The couple keep a tight rein on costs and quality by doing everything in-house, down to attaching the beautifully designed labels on a small hand-operated machine. Brett's background in sound mixing gives him a patience for managing such minutiae. Meanwhile, Pamela's brand of professional attention to detail has helped manoeuvre the complexities of a start-up company, and their signing up to Bord Bia's Origin Green sustainability programme.
Currently, all the fruit used is either selected from Bord Bia-approved growers or foraged - as with the 9kg of elderberries Brett used for their elderberry and blackberry wine - to be released in late autumn. The by-product fruit pulp is recycled as compost for food production. "My raised beds have gone wild!" says Pamela.
Being members of Origin Green, she says, "puts the onus on us to continue that down the road." For example, having committed to using exclusively Irish fruit, "the challenge becomes how do you grow if you can't get the fruit?" The answer is to work with those growers to meet demand, including looking at planting elder trees.
That commitment to Irish-only fruit isn't just about air miles or supporting a sustainable local economy.
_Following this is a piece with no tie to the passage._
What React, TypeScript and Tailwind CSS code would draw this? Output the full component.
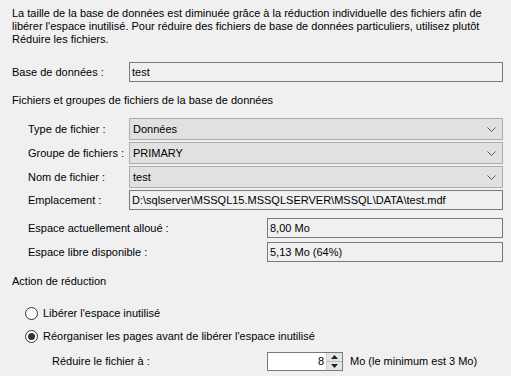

They believe it is the unique sweetness, body, acidity levels and intensity of flavour of Irish fruit that make their wines so special. "Once it's been in the vats about six months, I like to pour a little glass and go sit out by the door…" Brett says, trailing off into a reverie that is cut by Pamela's good-humoured observation that this could be another reason the speed of labelling can't keep up with the rate of sales. Still, given their desire to work to live rather than the other way around, it sounds like they've hit on a recipe for success.